---- Given data

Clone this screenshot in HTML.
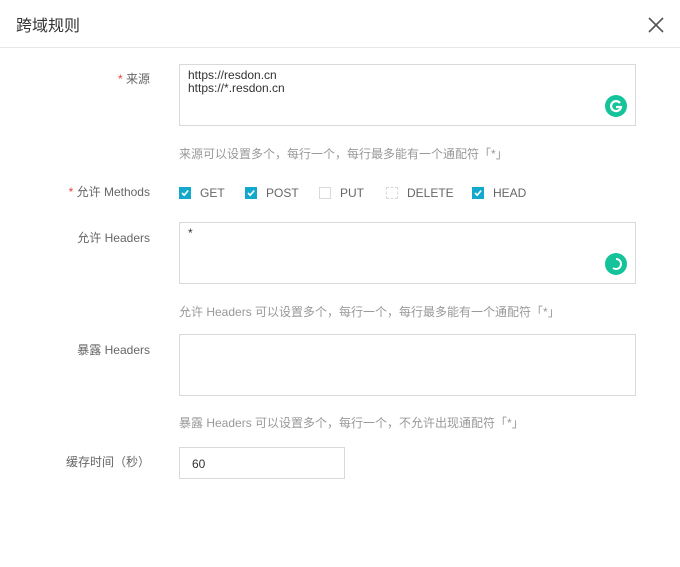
<!DOCTYPE html>
<html><head><meta charset="utf-8"><style>
*{box-sizing:border-box;margin:0;padding:0}
body{width:680px;height:567px;background:#fff;font-family:"Liberation Sans","Noto Sans CJK SC",sans-serif;color:#333;font-size:12px;position:relative;overflow:hidden}
.a{position:absolute}
.hd{left:0;top:0;width:680px;height:48px;border-bottom:1px solid #e8e8e8}
.title{left:16px;top:12px;font-size:16px;color:#333}
.lbl{right:530px;color:#666;font-size:12px;white-space:nowrap}
.req{color:#e8413c}
.ta{left:179px;width:457px;height:62px;border:1px solid #d9d9d9;padding:4px 8px;line-height:13px;font-size:12px;color:#333}
.hint{left:179px;color:#999;font-size:12px}
.cb{display:inline-block;width:12px;height:12px;vertical-align:-2px;margin-right:9px;border:1px solid #d9d9d9;background:#fff}
.cb.on{background:#12a9cc;border-color:#12a9cc;position:relative}
.m{top:186px;color:#666;white-space:nowrap}
.g{width:22px;height:22px;border-radius:50%;background:#15c39a}
</style></head><body>
<div class="a hd"></div>
<div class="a title">跨域规则</div>
<svg class="a" style="left:648px;top:17px" width="16" height="16" viewBox="0 0 16 16"><path d="M1 1L15 15M15 1L1 15" stroke="#555" stroke-width="1.6"/></svg>

<div class="a lbl" style="top:70px"><span class="req">* </span>来源</div>
<div class="a ta" style="top:64px">https://resdon.cn<br>https://*.resdon.cn</div>
<div class="a g" style="left:605px;top:95px"></div>
<svg class="a" style="left:605px;top:95px" width="22" height="22" viewBox="0 0 22 22"><path d="M15 8A5 5 0 1 0 16 12H11" stroke="#fff" stroke-width="2.2" fill="none"/></svg>
<div class="a hint" style="top:145px">来源可以设置多个，每行一个，每行最多能有一个通配符「*」</div>

<div class="a lbl" style="top:183px"><span class="req">* </span>允许 Methods</div>
<div class="a m" style="left:179px"><span class="cb on"><svg class="a" style="left:0;top:0" width="10" height="10" viewBox="0 0 10 10"><path d="M2 5L4.2 7.2L8.2 2.5" stroke="#fff" stroke-width="1.6" fill="none"/></svg></span>GET</div>
<div class="a m" style="left:245px"><span class="cb on"><svg class="a" style="left:0;top:0" width="10" height="10" viewBox="0 0 10 10"><path d="M2 5L4.2 7.2L8.2 2.5" stroke="#fff" stroke-width="1.6" fill="none"/></svg></span>POST</div>
<div class="a m" style="left:319px"><span class="cb"></span>PUT</div>
<div class="a m" style="left:386px"><span class="cb" style="border-style:dashed"></span>DELETE</div>
<div class="a m" style="left:472px"><span class="cb on"><svg class="a" style="left:0;top:0" width="10" height="10" viewBox="0 0 10 10"><path d="M2 5L4.2 7.2L8.2 2.5" stroke="#fff" stroke-width="1.6" fill="none"/></svg></span>HEAD</div>

<div class="a lbl" style="top:229px">允许 Headers</div>
<div class="a ta" style="top:222px">*</div>
<div class="a g" style="left:605px;top:253px"></div>
<svg class="a" style="left:605px;top:253px" width="22" height="22" viewBox="0 0 22 22"><path d="M11 6A5 5 0 1 1 8 15" stroke="#fff" stroke-width="2" fill="none"/></svg>
<div class="a hint" style="top:303px">允许 Headers 可以设置多个，每行一个，每行最多能有一个通配符「*」</div>

<div class="a lbl" style="top:341px">暴露 Headers</div>
<div class="a ta" style="top:334px"></div>
<div class="a hint" style="top:414px">暴露 Headers 可以设置多个，每行一个，不允许出现通配符「*」</div>

<div class="a lbl" style="top:453px">缓存时间（秒）</div>
<div class="a" style="left:179px;top:447px;width:166px;height:32px;border:1px solid #d9d9d9;padding:9px 12px;color:#333">60</div>
</body></html>
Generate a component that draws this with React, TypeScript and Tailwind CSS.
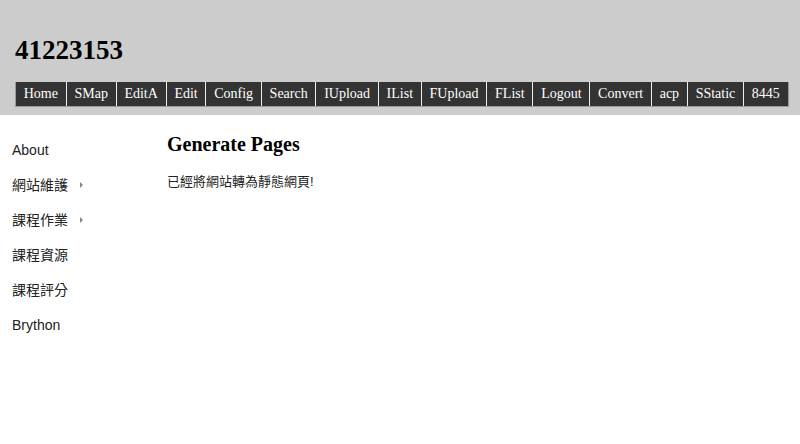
const navItems = [
    'Home', 'SMap', 'EditA', 'Edit', 'Config', 'Search', 'IUpload', 'IList',
    'FUpload', 'FList', 'Logout', 'Convert', 'acp', 'SStatic', '8445',
];

const sideItems = [
    { label: 'About', sub: false },
    { label: '網站維護', sub: true },
    { label: '課程作業', sub: true },
    { label: '課程資源', sub: false },
    { label: '課程評分', sub: false },
    { label: 'Brython', sub: false },
];

function App() {
    return (
        <div className="w-[800px] h-[444px] bg-white overflow-hidden">
            <div className="bg-[#cccccc] h-[115px] px-[15px] pt-[35px]">
                <h1 className="text-[27px] leading-[30px] font-bold text-black font-['Liberation_Serif',serif]">41223153</h1>
                <div className="flex mt-[17px] border-l border-b border-[#999999] w-fit">
                    {navItems.map((item) => (
                        <div
                            key={item}
                            className="bg-[#333333] text-white h-[24px] leading-[24px] px-[7.75px] text-[14px] border-r border-[#eeeeee] last:border-[#999999] font-['Liberation_Serif',serif]"
                        >
                            {item}
                        </div>
                    ))}
                </div>
            </div>
            <div className="flex">
                <div className="w-[167px] pl-[12px] pt-[25px] font-['Liberation_Sans','Noto_Sans_CJK_TC',sans-serif] text-[14px] text-[#222222]">
                    {sideItems.map((s) => (
                        <div key={s.label} className="h-[35px] flex items-start">
                            <span className="leading-[20px]">{s.label}</span>
                            {s.sub && (
                                <span className="ml-[12px] mt-[7px] w-0 h-0 border-y-[3px] border-y-transparent border-l-[3px] border-l-[#888888]" />
                            )}
                        </div>
                    ))}
                </div>
                <div className="pt-[18px]">
                    <h2 className="text-[20px] leading-[22px] font-bold text-black font-['Liberation_Serif',serif]">Generate Pages</h2>
                    <p className="mt-[19px] text-[13px] leading-[16px] text-[#222222] font-['Liberation_Sans','Noto_Sans_CJK_TC',sans-serif]">已經將網站轉為靜態網頁!</p>
                </div>
            </div>
        </div>
    );
}

export default App;
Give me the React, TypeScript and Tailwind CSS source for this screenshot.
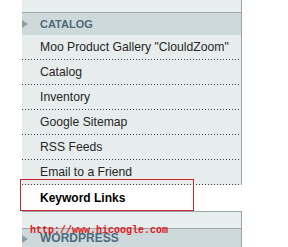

--------

Short exercise =>
Repeat the data above exactly, but not the pictures.

Reply to the task =>
Clone this screenshot in HTML.
<!DOCTYPE html>
<html><head><meta charset="utf-8"><style>
*{box-sizing:border-box;margin:0;padding:0}
body{width:680px;height:567px;background:#fff;font-family:"Liberation Sans","Noto Sans CJK SC",sans-serif;color:#333;font-size:12px;position:relative;overflow:hidden}
.a{position:absolute}
.hd{left:0;top:0;width:680px;height:48px;border-bottom:1px solid #e8e8e8}
.title{left:16px;top:12px;font-size:16px;color:#333}
.lbl{right:530px;color:#666;font-size:12px;white-space:nowrap}
.req{color:#e8413c}
.ta{left:179px;width:457px;height:62px;border:1px solid #d9d9d9;padding:4px 8px;line-height:13px;font-size:12px;color:#333}
.hint{left:179px;color:#999;font-size:12px}
.cb{display:inline-block;width:12px;height:12px;vertical-align:-2px;margin-right:9px;border:1px solid #d9d9d9;background:#fff}
.cb.on{background:#12a9cc;border-color:#12a9cc;position:relative}
.m{top:186px;color:#666;white-space:nowrap}
.g{width:22px;height:22px;border-radius:50%;background:#15c39a}
</style></head><body>
<div class="a hd"></div>
<div class="a title">跨域规则</div>
<svg class="a" style="left:648px;top:17px" width="16" height="16" viewBox="0 0 16 16"><path d="M1 1L15 15M15 1L1 15" stroke="#555" stroke-width="1.6"/></svg>

<div class="a lbl" style="top:70px"><span class="req">* </span>来源</div>
<div class="a ta" style="top:64px">https://resdon.cn<br>https://*.resdon.cn</div>
<div class="a g" style="left:605px;top:95px"></div>
<svg class="a" style="left:605px;top:95px" width="22" height="22" viewBox="0 0 22 22"><path d="M15 8A5 5 0 1 0 16 12H11" stroke="#fff" stroke-width="2.2" fill="none"/></svg>
<div class="a hint" style="top:145px">来源可以设置多个，每行一个，每行最多能有一个通配符「*」</div>

<div class="a lbl" style="top:183px"><span class="req">* </span>允许 Methods</div>
<div class="a m" style="left:179px"><span class="cb on"><svg class="a" style="left:0;top:0" width="10" height="10" viewBox="0 0 10 10"><path d="M2 5L4.2 7.2L8.2 2.5" stroke="#fff" stroke-width="1.6" fill="none"/></svg></span>GET</div>
<div class="a m" style="left:245px"><span class="cb on"><svg class="a" style="left:0;top:0" width="10" height="10" viewBox="0 0 10 10"><path d="M2 5L4.2 7.2L8.2 2.5" stroke="#fff" stroke-width="1.6" fill="none"/></svg></span>POST</div>
<div class="a m" style="left:319px"><span class="cb"></span>PUT</div>
<div class="a m" style="left:386px"><span class="cb" style="border-style:dashed"></span>DELETE</div>
<div class="a m" style="left:472px"><span class="cb on"><svg class="a" style="left:0;top:0" width="10" height="10" viewBox="0 0 10 10"><path d="M2 5L4.2 7.2L8.2 2.5" stroke="#fff" stroke-width="1.6" fill="none"/></svg></span>HEAD</div>

<div class="a lbl" style="top:229px">允许 Headers</div>
<div class="a ta" style="top:222px">*</div>
<div class="a g" style="left:605px;top:253px"></div>
<svg class="a" style="left:605px;top:253px" width="22" height="22" viewBox="0 0 22 22"><path d="M11 6A5 5 0 1 1 8 15" stroke="#fff" stroke-width="2" fill="none"/></svg>
<div class="a hint" style="top:303px">允许 Headers 可以设置多个，每行一个，每行最多能有一个通配符「*」</div>

<div class="a lbl" style="top:341px">暴露 Headers</div>
<div class="a ta" style="top:334px"></div>
<div class="a hint" style="top:414px">暴露 Headers 可以设置多个，每行一个，不允许出现通配符「*」</div>

<div class="a lbl" style="top:453px">缓存时间（秒）</div>
<div class="a" style="left:179px;top:447px;width:166px;height:32px;border:1px solid #d9d9d9;padding:9px 12px;color:#333">60</div>
</body></html>
Generate a component that draws this with React, TypeScript and Tailwind CSS.
const navItems = [
    'Home', 'SMap', 'EditA', 'Edit', 'Config', 'Search', 'IUpload', 'IList',
    'FUpload', 'FList', 'Logout', 'Convert', 'acp', 'SStatic', '8445',
];

const sideItems = [
    { label: 'About', sub: false },
    { label: '網站維護', sub: true },
    { label: '課程作業', sub: true },
    { label: '課程資源', sub: false },
    { label: '課程評分', sub: false },
    { label: 'Brython', sub: false },
];

function App() {
    return (
        <div className="w-[800px] h-[444px] bg-white overflow-hidden">
            <div className="bg-[#cccccc] h-[115px] px-[15px] pt-[35px]">
                <h1 className="text-[27px] leading-[30px] font-bold text-black font-['Liberation_Serif',serif]">41223153</h1>
                <div className="flex mt-[17px] border-l border-b border-[#999999] w-fit">
                    {navItems.map((item) => (
                        <div
                            key={item}
                            className="bg-[#333333] text-white h-[24px] leading-[24px] px-[7.75px] text-[14px] border-r border-[#eeeeee] last:border-[#999999] font-['Liberation_Serif',serif]"
                        >
                            {item}
                        </div>
                    ))}
                </div>
            </div>
            <div className="flex">
                <div className="w-[167px] pl-[12px] pt-[25px] font-['Liberation_Sans','Noto_Sans_CJK_TC',sans-serif] text-[14px] text-[#222222]">
                    {sideItems.map((s) => (
                        <div key={s.label} className="h-[35px] flex items-start">
                            <span className="leading-[20px]">{s.label}</span>
                            {s.sub && (
                                <span className="ml-[12px] mt-[7px] w-0 h-0 border-y-[3px] border-y-transparent border-l-[3px] border-l-[#888888]" />
                            )}
                        </div>
                    ))}
                </div>
                <div className="pt-[18px]">
                    <h2 className="text-[20px] leading-[22px] font-bold text-black font-['Liberation_Serif',serif]">Generate Pages</h2>
                    <p className="mt-[19px] text-[13px] leading-[16px] text-[#222222] font-['Liberation_Sans','Noto_Sans_CJK_TC',sans-serif]">已經將網站轉為靜態網頁!</p>
                </div>
            </div>
        </div>
    );
}

export default App;
Give me the React, TypeScript and Tailwind CSS source for this screenshot.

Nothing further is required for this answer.